[Entries from a dataset]
◇ ◇ ◇ ◇

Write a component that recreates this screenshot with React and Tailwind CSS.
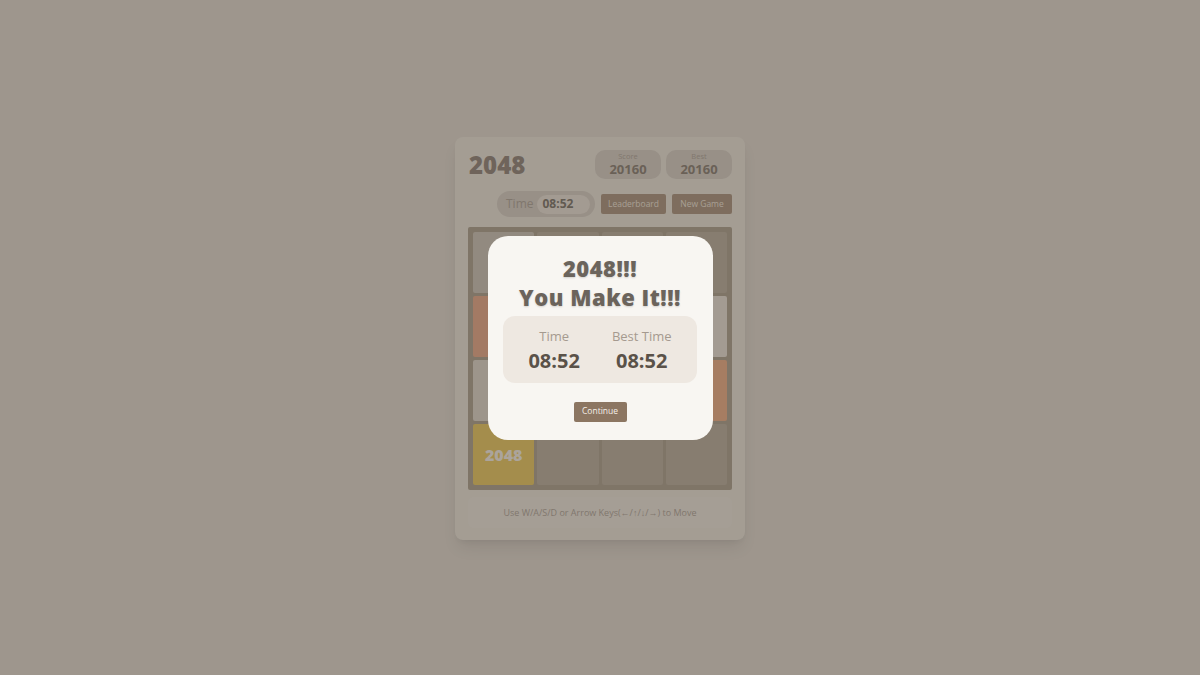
import React from "react";

const font = { fontFamily: '"Open Sans", "Noto Sans", sans-serif' };

const tiles = [
  { v: 2, bg: "bg-[#b7aa99]" },
  { v: 0 },
  { v: 0 },
  { v: 0 },
  { v: 8, bg: "bg-[#d4906c]" },
  { v: 0 },
  { v: 0 },
  { v: 4, bg: "bg-[#d4c6b7]" },
  { v: 4, bg: "bg-[#cabcac]" },
  { v: 0 },
  { v: 0 },
  { v: 16, bg: "bg-[#d99568]" },
  { v: 2048, bg: "bg-[#d6b043]" },
  { v: 0 },
  { v: 0 },
  { v: 0 },
];

const ScoreBox = ({ label, value }) => (
  <div className="w-[66px] h-[29px] rounded-[10px] bg-[#c1b4a5] flex flex-col items-center justify-center">
    <span className="text-[7.5px] leading-[9px] text-[#9b8b7b]">{label}</span>
    <span className="text-[13px] leading-[16px] font-bold text-[#756655]">{value}</span>
  </div>
);

const App = () => {
  return (
    <div className="min-h-screen w-full bg-[#cbbeaf] flex justify-center pt-[137px]" style={font}>
      {/* game card */}
      <div className="w-[290px] h-[403px] rounded-lg bg-[#d5caba] shadow-lg px-[13px] pt-[13px]">
        <div className="flex items-center justify-between">
          <h1 className="pl-px text-[24px] leading-none font-extrabold text-[#7d6c5c]">2048</h1>
          <div className="flex gap-[5px]">
            <ScoreBox label="Score" value="20160" />
            <ScoreBox label="Best" value="20160" />
          </div>
        </div>

        <div className="mt-[12px] flex items-center justify-end gap-[6px]">
          <div className="w-[98px] h-[26px] rounded-full bg-[#c1b4a5] flex items-center pl-[9px] pr-[5px] gap-[3px]">
            <span className="text-[12px] text-[#9a8a7a]">Time</span>
            <span className="flex-1 h-[19px] rounded-full bg-[#d4c6b7] flex items-center pl-[6px] text-[12px] font-bold text-[#675a4b]">
              08:52
            </span>
          </div>
          <button className="w-[65px] h-[20px] rounded-[2px] bg-[#967b61] text-[8.5px] text-[#dccbbb]">Leaderboard</button>
          <button className="w-[60px] h-[20px] rounded-[2px] bg-[#967b61] text-[8.5px] text-[#dccbbb]">New Game</button>
        </div>

        <div className="mt-[10px] w-[264px] h-[263px] rounded-[2px] bg-[#988770] p-[5px] grid grid-cols-4 grid-rows-4 gap-[3px]">
          {tiles.map((t, i) => (
            <div
              key={i}
              className={`rounded-[2px] flex items-center justify-center ${t.bg ? t.bg : "bg-[#a5947f]"}`}
            >
              {t.v > 0 && (
                <span className="text-[16px] font-extrabold text-[#e2d6c8]">{t.v}</span>
              )}
            </div>
          ))}
        </div>

        <div className="mt-[7px] h-[31px] rounded-md bg-[#d7ccbd] flex items-center justify-center text-[9px] text-[#9a8a7a]">
          Use W/A/S/D or Arrow Keys(←/↑/↓/→) to Move
        </div>
      </div>

      {/* overlay */}
      <div className="fixed inset-0 bg-[#5b5b5b]/40" />

      {/* win dialog */}
      <div className="fixed inset-0 flex items-center justify-center">
        <div className="w-[225px] h-[204px] rounded-[20px] bg-[#f8f6f2] flex flex-col items-center pt-[18px]">
          <h2
            className="text-[22px] leading-[29px] font-extrabold text-[#6b645c] text-center tracking-[0.5px]"
            style={{ textShadow: "0 1px 2px rgba(0,0,0,0.15)" }}
          >
            2048!!!
            <br />
            You Make It!!!
          </h2>
          <div className="mt-[4px] w-[194px] h-[67px] rounded-[12px] bg-[#eee8e1] flex justify-center gap-[32px] pt-[12px]">
            <div className="flex flex-col items-center">
              <span className="text-[13px] leading-[16px] text-[#a59a8f]">Time</span>
              <span className="mt-[4px] text-[20px] leading-[26px] font-bold text-[#5a5249]">08:52</span>
            </div>
            <div className="flex flex-col items-center">
              <span className="text-[13px] leading-[16px] text-[#a59a8f]">Best Time</span>
              <span className="mt-[4px] text-[20px] leading-[26px] font-bold text-[#5a5249]">08:52</span>
            </div>
          </div>
          <button className="mt-[19px] w-[53px] h-[20px] rounded-[2px] bg-[#8c7662] text-[8.5px] text-[#f5efe8]">
            Continue
          </button>
        </div>
      </div>
    </div>
  );
};

export default App;
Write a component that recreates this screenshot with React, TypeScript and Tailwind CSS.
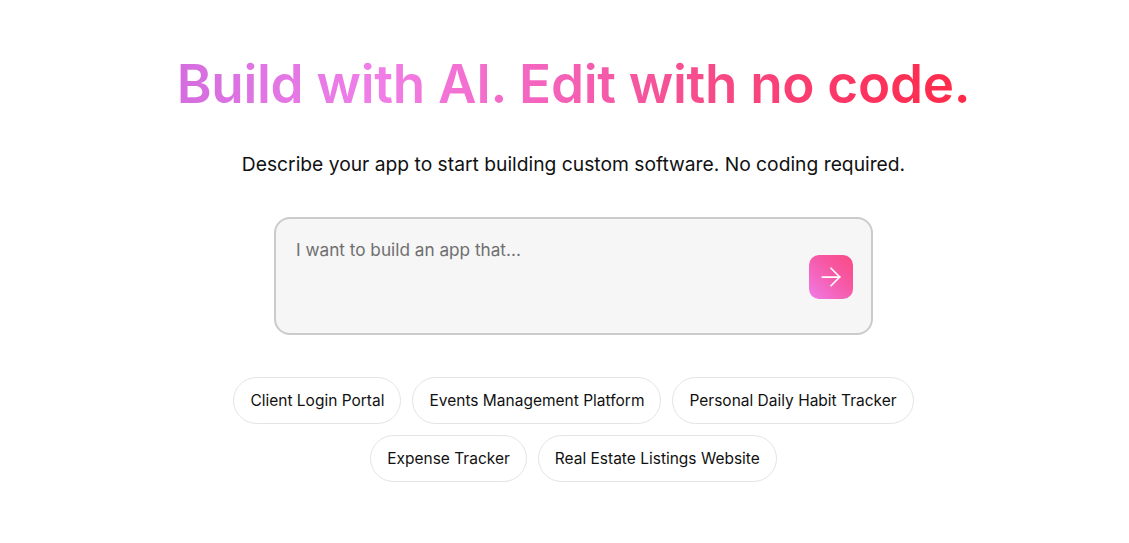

◇ ◇ ◇ ◇

== DO THIS ==
Set the pictures aside and transcribe the data above exactly.

== TASK RESULT ==
Write a component that recreates this screenshot with React and Tailwind CSS.
import React from "react";

const font = { fontFamily: '"Open Sans", "Noto Sans", sans-serif' };

const tiles = [
  { v: 2, bg: "bg-[#b7aa99]" },
  { v: 0 },
  { v: 0 },
  { v: 0 },
  { v: 8, bg: "bg-[#d4906c]" },
  { v: 0 },
  { v: 0 },
  { v: 4, bg: "bg-[#d4c6b7]" },
  { v: 4, bg: "bg-[#cabcac]" },
  { v: 0 },
  { v: 0 },
  { v: 16, bg: "bg-[#d99568]" },
  { v: 2048, bg: "bg-[#d6b043]" },
  { v: 0 },
  { v: 0 },
  { v: 0 },
];

const ScoreBox = ({ label, value }) => (
  <div className="w-[66px] h-[29px] rounded-[10px] bg-[#c1b4a5] flex flex-col items-center justify-center">
    <span className="text-[7.5px] leading-[9px] text-[#9b8b7b]">{label}</span>
    <span className="text-[13px] leading-[16px] font-bold text-[#756655]">{value}</span>
  </div>
);

const App = () => {
  return (
    <div className="min-h-screen w-full bg-[#cbbeaf] flex justify-center pt-[137px]" style={font}>
      {/* game card */}
      <div className="w-[290px] h-[403px] rounded-lg bg-[#d5caba] shadow-lg px-[13px] pt-[13px]">
        <div className="flex items-center justify-between">
          <h1 className="pl-px text-[24px] leading-none font-extrabold text-[#7d6c5c]">2048</h1>
          <div className="flex gap-[5px]">
            <ScoreBox label="Score" value="20160" />
            <ScoreBox label="Best" value="20160" />
          </div>
        </div>

        <div className="mt-[12px] flex items-center justify-end gap-[6px]">
          <div className="w-[98px] h-[26px] rounded-full bg-[#c1b4a5] flex items-center pl-[9px] pr-[5px] gap-[3px]">
            <span className="text-[12px] text-[#9a8a7a]">Time</span>
            <span className="flex-1 h-[19px] rounded-full bg-[#d4c6b7] flex items-center pl-[6px] text-[12px] font-bold text-[#675a4b]">
              08:52
            </span>
          </div>
          <button className="w-[65px] h-[20px] rounded-[2px] bg-[#967b61] text-[8.5px] text-[#dccbbb]">Leaderboard</button>
          <button className="w-[60px] h-[20px] rounded-[2px] bg-[#967b61] text-[8.5px] text-[#dccbbb]">New Game</button>
        </div>

        <div className="mt-[10px] w-[264px] h-[263px] rounded-[2px] bg-[#988770] p-[5px] grid grid-cols-4 grid-rows-4 gap-[3px]">
          {tiles.map((t, i) => (
            <div
              key={i}
              className={`rounded-[2px] flex items-center justify-center ${t.bg ? t.bg : "bg-[#a5947f]"}`}
            >
              {t.v > 0 && (
                <span className="text-[16px] font-extrabold text-[#e2d6c8]">{t.v}</span>
              )}
            </div>
          ))}
        </div>

        <div className="mt-[7px] h-[31px] rounded-md bg-[#d7ccbd] flex items-center justify-center text-[9px] text-[#9a8a7a]">
          Use W/A/S/D or Arrow Keys(←/↑/↓/→) to Move
        </div>
      </div>

      {/* overlay */}
      <div className="fixed inset-0 bg-[#5b5b5b]/40" />

      {/* win dialog */}
      <div className="fixed inset-0 flex items-center justify-center">
        <div className="w-[225px] h-[204px] rounded-[20px] bg-[#f8f6f2] flex flex-col items-center pt-[18px]">
          <h2
            className="text-[22px] leading-[29px] font-extrabold text-[#6b645c] text-center tracking-[0.5px]"
            style={{ textShadow: "0 1px 2px rgba(0,0,0,0.15)" }}
          >
            2048!!!
            <br />
            You Make It!!!
          </h2>
          <div className="mt-[4px] w-[194px] h-[67px] rounded-[12px] bg-[#eee8e1] flex justify-center gap-[32px] pt-[12px]">
            <div className="flex flex-col items-center">
              <span className="text-[13px] leading-[16px] text-[#a59a8f]">Time</span>
              <span className="mt-[4px] text-[20px] leading-[26px] font-bold text-[#5a5249]">08:52</span>
            </div>
            <div className="flex flex-col items-center">
              <span className="text-[13px] leading-[16px] text-[#a59a8f]">Best Time</span>
              <span className="mt-[4px] text-[20px] leading-[26px] font-bold text-[#5a5249]">08:52</span>
            </div>
          </div>
          <button className="mt-[19px] w-[53px] h-[20px] rounded-[2px] bg-[#8c7662] text-[8.5px] text-[#f5efe8]">
            Continue
          </button>
        </div>
      </div>
    </div>
  );
};

export default App;
Write a component that recreates this screenshot with React, TypeScript and Tailwind CSS.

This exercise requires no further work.